Super cool. Imagine specialized hardware for running these.

llama_drama 2 days ago

I wonder if instructions like VPTERNLOGQ would help speed these up
LargoLasskhyfv 3 days ago

It already exists. Dynamically reconfigurable. Some smartass designed it alone on ridiculously EOL'd FPGAs. Meanwhile ASICs in small batches without FPGA baggage were produced.

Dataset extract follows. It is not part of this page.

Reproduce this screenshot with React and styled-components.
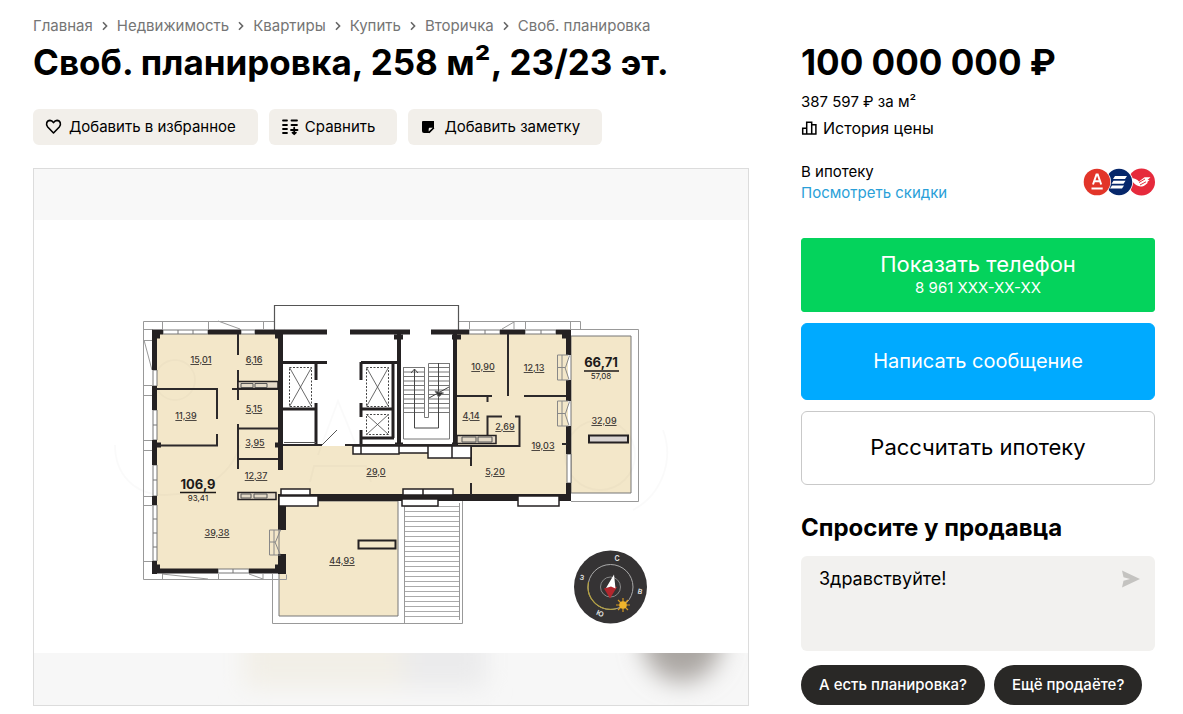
import React, { useState } from 'react';
import styled, { createGlobalStyle } from 'styled-components';

const GlobalStyle = createGlobalStyle`
  * {
    box-sizing: border-box;
  }

  body {
    margin: 0;
    background: #fff;
    color: #000;
    font-family: Inter, Roboto, sans-serif;
    font-size: 15px;
    line-height: 20px;
  }

  button, textarea {
    font-family: inherit;
    color: inherit;
  }
`;

const Page = styled.main`
  display: grid;
  grid-template-columns: minmax(0, 1fr) 354px;
  column-gap: 52px;
  align-items: start;
  padding: 16px 28px 8px 33px;
`;

const Breadcrumbs = styled.nav`
  display: flex;
  align-items: center;
  gap: 9px;
  font-size: 15px;
  line-height: 20px;
  color: #757575;
  white-space: nowrap;

  a {
    color: inherit;
    text-decoration: none;
  }
`;

const Title = styled.h1`
  margin: 4px 0 0;
  font-size: 35px;
  line-height: 44px;
  font-weight: 700;
  white-space: nowrap;
`;

const Toolbar = styled.div`
  display: flex;
  gap: 11px;
  margin-top: 25px;
`;

const ToolButton = styled.button`
  display: flex;
  align-items: center;
  gap: 6px;
  height: 36px;
  padding: 0 22px 0 12px;
  border: 0;
  border-radius: 6px;
  background: #f2efea;
  font-size: 15px;
  line-height: 20px;
  white-space: nowrap;
  cursor: pointer;
`;

const Gallery = styled.figure`
  margin: 23px 0 0;
  border: 1px solid #dcdcdc;

  svg {
    display: block;
    width: 100%;
    height: auto;
  }
`;

const Price = styled.h2`
  margin: 24px 0 0;
  font-size: 35px;
  line-height: 44px;
  font-weight: 700;
  white-space: nowrap;
`;

const PerMeter = styled.p`
  margin: 8px 0 0;
  font-size: 15px;
  line-height: 20px;
`;

const HistoryButton = styled.button`
  display: flex;
  align-items: center;
  gap: 5px;
  margin-top: 6px;
  padding: 0;
  border: 0;
  background: none;
  font-size: 16px;
  line-height: 20px;
  cursor: pointer;
`;

const Mortgage = styled.div`
  display: flex;
  align-items: center;
  justify-content: space-between;
  margin-top: 23px;

  p {
    margin: 0;
    line-height: 21px;
  }

  a {
    color: #2a9fd8;
    text-decoration: none;
  }
`;

const Actions = styled.div`
  display: flex;
  flex-direction: column;
  gap: 11px;
  margin-top: 35px;
`;

const ActionButton = styled.button`
  display: flex;
  flex-direction: column;
  align-items: center;
  justify-content: center;
  width: 100%;
  height: ${({ $height }) => $height || 74}px;
  padding: 0 0 2px;
  border: 1px solid ${({ $border, $bg }) => $border || $bg};
  border-radius: ${({ $radius }) => $radius || 6}px;
  background: ${({ $bg }) => $bg};
  color: ${({ $color }) => $color || '#fff'};
  font-size: ${({ $size }) => $size || 22}px;
  line-height: 28px;
  cursor: pointer;

  small {
    font-size: 15px;
    line-height: 20px;
  }
`;

const AskTitle = styled.h3`
  margin: 28px 0 0;
  font-size: 24px;
  line-height: 30px;
  font-weight: 700;
`;

const MessageBox = styled.form`
  display: flex;
  align-items: flex-start;
  height: 95px;
  margin-top: 13px;
  padding: 12px 14px 12px 18px;
  border-radius: 6px;
  background: #f2f1ef;

  textarea {
    flex: 1;
    height: 100%;
    padding: 0;
    border: 0;
    outline: 0;
    resize: none;
    background: transparent;
    font-size: 18px;
    line-height: 22px;
  }

  button {
    display: flex;
    padding: 0;
    border: 0;
    background: none;
    cursor: pointer;
  }
`;

const Hints = styled.div`
  display: flex;
  gap: 9px;
  margin-top: 14px;
`;

const Hint = styled.button`
  height: 40px;
  padding: 0 18px;
  border: 0;
  border-radius: 20px;
  background: #292826;
  color: #fff;
  font-size: 15px;
  font-weight: 500;
  line-height: 20px;
  white-space: nowrap;
  cursor: pointer;
`;

const crumbs = ['Главная', 'Недвижимость', 'Квартиры', 'Купить', 'Вторичка', 'Своб. планировка'];

const rooms = [
  [201, 363, '15,01'],
  [254, 363, '6,16'],
  [186, 419, '11,39'],
  [254, 412, '5,15'],
  [255, 446, '3,95'],
  [256, 479, '12,37'],
  [217, 536, '39,38'],
  [342, 564, '44,93'],
  [376, 475, '29,0'],
  [483, 370, '10,90'],
  [534, 371, '12,13'],
  [471, 419, '4,14'],
  [505, 430, '2,69'],
  [543, 449, '19,03'],
  [495, 475, '5,20'],
  [604, 424, '32,09'],
];

const range = (n) => Array.from({ length: n }, (_, i) => i);

function Chevron() {
  return (
    <svg width="6" height="10" viewBox="0 0 6 10" fill="none" stroke="#666" strokeWidth="1.6" aria-hidden="true">
      <path d="M1 1.2 4.6 5 1 8.8" />
    </svg>
  );
}

function HeartIcon() {
  return (
    <svg width="18" height="18" viewBox="0 0 18 18" fill="none" stroke="#000" strokeWidth="1.6" strokeLinejoin="round" aria-hidden="true">
      <path d="M8.5 15 2.7 9C.5 6.500 1.600 2.500 5 2.400c1.600 0 2.700 1 3.500 2.200.8-1.200 1.900-2.200 3.500-2.200 3.400.1 4.500 4.100 2.300 6.600Z" />
    </svg>
  );
}

function CompareIcon() {
  return (
    <svg width="18" height="18" viewBox="0 0 18 18" fill="none" stroke="#000" strokeWidth="1.8" strokeLinecap="round" aria-hidden="true">
      <path d="M2 2.500h4M2 7h4M2 11h4M2 15h4M10.500 2.500h5.500M10.500 7h5.500M10 12h6.500M13.200 9.700v6.500M11.500 14.600l1.700 1.500 1.700-1.500" />
    </svg>
  );
}

function NoteIcon() {
  return (
    <svg width="18" height="18" viewBox="0 0 18 18" aria-hidden="true">
      <path d="M2.500 3H14v7l-5 5H4a2 2 0 0 1-2-2V3.500Z" />
      <path d="M8.700 13.500V11c0-.8.500-1.300 1.300-1.300h2.800Z" fill="#f2efea" />
      <path d="M9 14.800 14 9.800" stroke="#000" strokeWidth="1.200" />
    </svg>
  );
}

function ChartIcon() {
  return (
    <svg width="17" height="16" viewBox="0 0 17 16" fill="none" stroke="#000" strokeWidth="1.5" aria-hidden="true">
      <path d="M1.700 14V8.300h4V14M5.700 14V2.200h5V14M10.700 4.700h4.200V14M1 14h14.600" />
    </svg>
  );
}

function SendIcon() {
  return (
    <svg width="20" height="22" viewBox="0 0 20 22" fill="#c4c3c0" aria-hidden="true">
      <path d="M1 2.500 19 11 1 19.500 2.500 12.800 9 11 2.500 9.200Z" />
    </svg>
  );
}

function BankLogos() {
  return (
    <svg width="72" height="28" viewBox="0 0 72 28" role="img" aria-label="Банки">
      <circle cx="58.500" cy="14" r="13.500" fill="#e62a3c" />
      <path d="M47.500 10c4 0 6.500 1.200 8.500 3.500l5.500-4.200h6l-3 2.700h2l-2.700 2.600h1.400l-3 2.300c-5.500 4.500-12-1-14.700-6.900Z" fill="#fff" />
      <path d="M56 14.500 62 11M57 17l6-3.200" stroke="#e62a3c" strokeWidth="1" />
      <circle cx="36" cy="14" r="14" fill="#fff" />
      <circle cx="36" cy="14" r="13.200" fill="#06276b" />
      <path d="M32 8h12l-2 3H30zM30.500 12.700h12l-2 3h-12zM29 17.400h12l-2 3H27z" fill="#fff" />
      <circle cx="14" cy="14" r="14" fill="#fff" />
      <circle cx="14" cy="14" r="13.300" fill="#e23529" />
      <path d="M10 16.500 13.500 6.500h1.200l3.500 10M11.300 13.300h5.600" fill="none" stroke="#fff" strokeWidth="2" />
      <path d="M8.500 20.500h11.200" stroke="#fff" strokeWidth="2" />
    </svg>
  );
}

function Compass() {
  return (
    <g>
      <circle cx="610.500" cy="587" r="36.500" fill="#353334" />
      <circle cx="610.500" cy="587" r="22.500" fill="none" stroke="#aaa" />
      <path d="M588.500 582a22.500 22.500 0 0 0 28 26.500" fill="none" stroke="#b5a13c" strokeWidth="1.2" />
      <circle cx="610.500" cy="587" r="10" fill="none" stroke="#888" />
      <path d="M604 588.500 611.500 586l5.500 1-7 11.500Z" fill="#b3262d" />
      <path d="M614 574.500 606 588l5-1.500 4.500 2Z" fill="#fff" />
      <path d="M623 598v14M616 605h14M618 600l10 10M628 600l-10 10" stroke="#d79a20" strokeWidth="1.2" />
      <circle cx="623" cy="605" r="3.800" fill="#efb42c" />
      <g fill="#ddd" fontSize="7" fontWeight="700" textAnchor="middle">
        <text x="617" y="561">С</text>
        <text transform="translate(640 592) rotate(12)" y="2">В</text>
        <text transform="translate(600 614) rotate(25)" y="2">Ю</text>
        <text transform="translate(582 578) rotate(12)" y="2">З</text>
      </g>
    </g>
  );
}

function FloorPlan() {
  return (
    <svg viewBox="34 169 714 536" role="img" aria-label="Планировка квартиры" fontFamily="Inter, sans-serif">
      <defs>
        <filter id="soft" x="-40%" y="-80%" width="180%" height="260%">
          <feGaussianBlur stdDeviation="12" />
        </filter>
        <clipPath id="bottomStrip">
          <rect x="34" y="653" width="714" height="52" />
        </clipPath>
      </defs>

      <rect x="34" y="169" width="714" height="536" fill="#fff" />
      <rect x="34" y="169" width="714" height="51" fill="#f8f8f8" />
      <rect x="34" y="653" width="714" height="52" fill="#f7f7f7" />
      <g clipPath="url(#bottomStrip)">
        <g filter="url(#soft)">
          <rect x="244" y="630" width="160" height="58" fill="#f2efe7" />
          <rect x="404" y="630" width="82" height="58" fill="#ebebec" />
          <ellipse cx="682" cy="640" rx="40" ry="42" fill="#aaa6a2" />
        </g>
      </g>

      {/* rooms and terraces */}
      <g fill="#f3e7c9">
        <path d="M155 332h125v238H155z" />
        <path d="M280 446h191v51H280zM455 332h113v165H455z" />
        <path d="M571 336h60v157h-60z" stroke="#777" />
        <path d="M279 501h119v115H279z" stroke="#777" />
      </g>
      <path d="M455 446h16v12h-16z" fill="#fff" />

      {/* faint mark over the plan */}
      <g fill="none" stroke="#000" strokeOpacity=".02" strokeWidth="2">
        <path d="M318 455 338 401l22 54M310 482l4-16h52l5 16M115 445c0 30 20 50 50 50s65-15 75-50" />
        <path d="M663 430a65 65 0 0 1-30 80" />
        <circle cx="600" cy="455" r="35" />
        <circle cx="175" cy="380" r="20" />
      </g>

      {/* outer contours */}
      <g fill="none" stroke="#999" strokeWidth="1">
        <path d="M274.500 321.500h-131v258h143v-5M143.500 329.500h9M143.500 340.500h9M143.500 385.500h9M143.500 395.500h9M143.500 440.500h9M143.500 450.500h9M143.500 496.500h9M143.500 505.500h9M143.500 561.500h9" />
        <path d="M162.500 321v8M208.500 321v8M263.500 321v8M218 321l22 8M144 340l8 30M162.500 574v5M218.500 574v5M162 574l46 5M249 574l14 5v-5" />
        <path d="M458.500 321.500h122v8M469.500 321v8M525.500 321v8M570.500 321v8M502 329l12-7v7" />
        <path d="M571 329.500h67.500v172H571M272.500 574v49.500h190V501M404.500 506v117M459.500 503v117" />
      </g>
      <path d="M274.500 330v-24.500h184V330" fill="none" stroke="#555" strokeWidth="1.2" />
      <g stroke="#aaa" strokeWidth="1">
        {range(23).map((i) => (
          <path key={i} d={`M405 ${506.5 + i * 5}h54`} />
        ))}
      </g>

      {/* windows */}
      <g fill="#fff" stroke="#777" strokeWidth="1">
        <path d="M163 330h45v4h-45zM178 330v4M193 330v4M241 330h14v4h-14zM469 330h31v4h-31zM485 330v4M525 330h31v4h-31zM541 330v4" />
        <path d="M153 370h4v16h-4zM153 410h4v30h-4zM153 425h4M153 465h4v31h-4zM153 480h4M153 505h4v56h-4zM153 519h4M153 533h4M153 547h4M218 569h31v4h-31zM233 569v4M567 454h4v29h-4z" />
      </g>

      {/* bearing walls */}
      <g fill="none" stroke="#242122" strokeWidth="5">
        <path d="M152 332h11M208 332h33M255 332h72M350 332h60M431 332h38M500 332h25M556 332h15" />
        <path d="M154.500 330v40M154.500 386v24M154.500 440v25M154.500 496v9M154.500 561v13M152 571h66M249 571h37" />
        <path d="M280.500 330v140M568.500 330v25M568.500 380v21M568.500 426v28M568.500 483v18" />
        <path d="M275 336h5M157 336h3M394 337h9M452 337h9M275 445h5M395 445h8M452 445h6M157 445h4M157 567h3M275 567h5M562 336h5" />
      </g>
      <path d="M278 497.500h293" stroke="#242122" strokeWidth="7" />
      <path d="M282 501v29M282 554v20" stroke="#242122" strokeWidth="8" />
      <path d="M399 332v113M455 332v115" stroke="#242122" strokeWidth="4" />
      <path d="M283 362.500h44M361 362.500h38M283 409h33M316 362v18M316 403v42M361 362v18M361 403v14M361 430v15M361 409h32M393 363v75M361 438h33" fill="none" stroke="#242122" strokeWidth="3" />

      {/* partitions */}
      <g fill="none" stroke="#2c292a" strokeWidth="2">
        <path d="M238 334v21M238 370v19M232 389h46M157 389h60v30M217 434v11.500h-60M238 389v11M238 424v31M238 428.500h40M238 459h40M238 447v22" />
        <path d="M283 445h39M345 445h112M508 334v62M457 396h35M524 396h42M487.500 396v6M502 416.500h-14.500V435M515 416.500h4.500V446H457M471 446v20M471 483v12M562 444h5" />
      </g>
      <path d="M322 445l15-15M284 442.500h32" stroke="#555" strokeWidth="1" />

      {/* shafts and niches */}
      <g fill="#fff" stroke="#242122" strokeWidth="1.5">
        <path d="M353 446h46v8h-46zM399 446h29v7h-29zM428 446h24v12h-24zM452 446h19v12h-19zM361 446v8" />
        <path d="M281 489h29v6h-29zM279 496h39v10h-39zM403 489h50v6h-50zM423 489v6M402 499h36v7h-36zM518 496h41v10h-41z" />
      </g>
      <g fill="#e4dac8" stroke="#242122" strokeWidth="1.5">
        <path d="M238 381.500h40v7h-40zM238 492.500h38v7h-38zM457 435.500h39v8h-39z" />
        <path d="M589 435.500h39v7h-39z" fill="#d9d4d2" strokeWidth="2" />
        <path d="M358.500 540.500h37v8h-37z" fill="#f3e7c9" strokeWidth="2" />
      </g>
      <path d="M241 383.500h12v4h-12zM255 383.500h12v4h-12zM241 494h10v4h-10zM254 494h13v4h-13zM462 437h14v5h-14zM478 437h14v5h-14z" fill="none" stroke="#555" strokeWidth="1" />

      {/* lifts */}
      <g fill="none" stroke="#444" strokeWidth="1">
        <path d="M289.500 367.500h22v39h-22zM366.500 367.500h22v39h-22zM366.500 414.500h22v20h-22z" strokeDasharray="2 1.5" />
        <path d="M289.500 367.500l22 39M311.500 367.500l-22 39M366.500 367.500l22 39M388.500 367.500l-22 39M366.500 414.500l22 20M388.500 414.500l-22 20" strokeWidth=".8" />
      </g>

      {/* stairs */}
      <g fill="none" stroke="#777" strokeWidth="1">
        <path d="M403.500 413v26h46v-26M403.500 367.500h21v50h4v-54h21M403.500 367v46M449.500 363v50" />
        {range(11).map((i) => (
          <path key={i} d={`M404 ${367.5 + i * 4.5}h21M428 ${367.5 + i * 4.5}h21`} />
        ))}
        <path d="M414.500 369v59h24v-65M411 373l3.500-4 3.500 4M429 398l20-11" stroke="#444" />
        <path d="M435 391l3.500 6 5-4Z" fill="#333" />
      </g>

      {/* balcony doors */}
      <g fill="none" stroke="#888" strokeWidth="1">
        <path d="M557.500 355v25h11M557.500 355h11M562 355v25M557.500 367.500h8l4-12M565 367.500l4 12" />
        <path d="M557.500 401v25h11M557.500 401h11M562 401v25M557.500 413.500h8l4-12M565 413.500l4 12" />
        <path d="M269.500 530v25h11M269.500 530h11M274 530v25M269.500 542h6l5-12M275 542l5 12" />
      </g>

      <g fill="#3a3633" fontSize="9" fontWeight="500" textAnchor="middle" textDecoration="underline">
        {rooms.map(([x, y, area]) => (
          <text key={area} x={x} y={y}>{area}</text>
        ))}
      </g>
      <g fill="#1d1a19" textAnchor="middle">
        <text x="198" y="489" fontSize="13" fontWeight="700">106,9</text>
        <text x="198" y="501" fontSize="8">93,41</text>
        <text x="601" y="367" fontSize="13" fontWeight="700">66,71</text>
        <text x="601" y="379" fontSize="8">57,08</text>
      </g>
      <path d="M180 492.500h36M584 371h35" stroke="#1d1a19" strokeWidth="1.5" />

      <Compass />
    </svg>
  );
}

function App() {
  const [message, setMessage] = useState('Здравствуйте!');

  return (
    <>
      <GlobalStyle />
      <Page>
        <section>
          <Breadcrumbs aria-label="Навигация">
            {crumbs.map((name, i) => (
              <React.Fragment key={name}>
                {i > 0 && <Chevron />}
                <a href="#">{name}</a>
              </React.Fragment>
            ))}
          </Breadcrumbs>
          <Title>Своб. планировка, 258 м², 23/23 эт.</Title>
          <Toolbar>
            <ToolButton type="button"><HeartIcon />Добавить в избранное</ToolButton>
            <ToolButton type="button"><CompareIcon />Сравнить</ToolButton>
            <ToolButton type="button"><NoteIcon />Добавить заметку</ToolButton>
          </Toolbar>
          <Gallery>
            <FloorPlan />
          </Gallery>
        </section>

        <aside>
          <Price>100 000 000 ₽</Price>
          <PerMeter>387 597 ₽ за м²</PerMeter>
          <HistoryButton type="button"><ChartIcon />История цены</HistoryButton>

          <Mortgage>
            <div>
              <p>В ипотеку</p>
              <p><a href="#">Посмотреть скидки</a></p>
            </div>
            <BankLogos />
          </Mortgage>

          <Actions>
            <ActionButton type="button" $bg="#04d35c" $radius={3}>
              Показать телефон
              <small>8 961 XXX-XX-XX</small>
            </ActionButton>
            <ActionButton type="button" $bg="#00aaff" $height={77} $size={20}>Написать сообщение</ActionButton>
            <ActionButton type="button" $bg="#fff" $border="#c9c9c9" $color="#000">Рассчитать ипотеку</ActionButton>
          </Actions>

          <AskTitle>Спросите у продавца</AskTitle>
          <MessageBox onSubmit={(e) => e.preventDefault()}>
            <textarea
              aria-label="Сообщение продавцу"
              value={message}
              onChange={(e) => setMessage(e.target.value)}
            />
            <button type="submit" aria-label="Отправить"><SendIcon /></button>
          </MessageBox>
          <Hints>
            <Hint type="button" onClick={() => setMessage('А есть планировка?')}>А есть планировка?</Hint>
            <Hint type="button" onClick={() => setMessage('Ещё продаёте?')}>Ещё продаёте?</Hint>
          </Hints>
        </aside>
      </Page>
    </>
  );
}

export default App;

Unfortunately said smartass is under heavy NDA. Or luckily, because said NDA paid very well for him.
- djmips 2 days ago
  
  Nicely done!
  - LargoLasskhyfv a day ago
    
    Was actually sort of a sideways pivot, and hard for me to do, because of the involved mathematics.
    Initially it was more of general 'architecture astronautics' in the context of dynamically reconfigurability/systolic arrays/transport triggered architecture/VLIW, which got me some nice results.
    Having read and thought much about balanced ternary hardware, and 'playing' with that, while also reading how this could be favourably applicable to ML lead to that 'pivot'.
    A few years before 'this', I might add.
    Now I can 'play' much more relaxed and carefree, to see what else I can get out of this :-)

instagraham 2 days ago

> it’s openly available under an MIT license and can run on CPUs, including Apple’s M2.

Weird comparison? The M2 already runs 7 or 13gb LLama and Mistral models with relative ease.

The M-series and Macbooks are so ubiquitous that perhaps we're forgetting how weak the average CPU (think i3 or i5) can be.

nine_k 2 days ago

The M-series have a built-in GPU and unified RAM accessible to both. Running a model on an M-series chip without using the GPU is, imho, pointless. (That said, it's still a long shot from an H100 with a ton of VRAM, or from a Google TPU.)
If a model can be "run on a CPU", it should acceptably run on a general-purpose 8-core CPU, like an i7, or i9, or a Ryzen 7, or even an ARM design like a Snapdragon.

1970-01-01 2 days ago

..and eventually the Skynet Funding Bill was passed.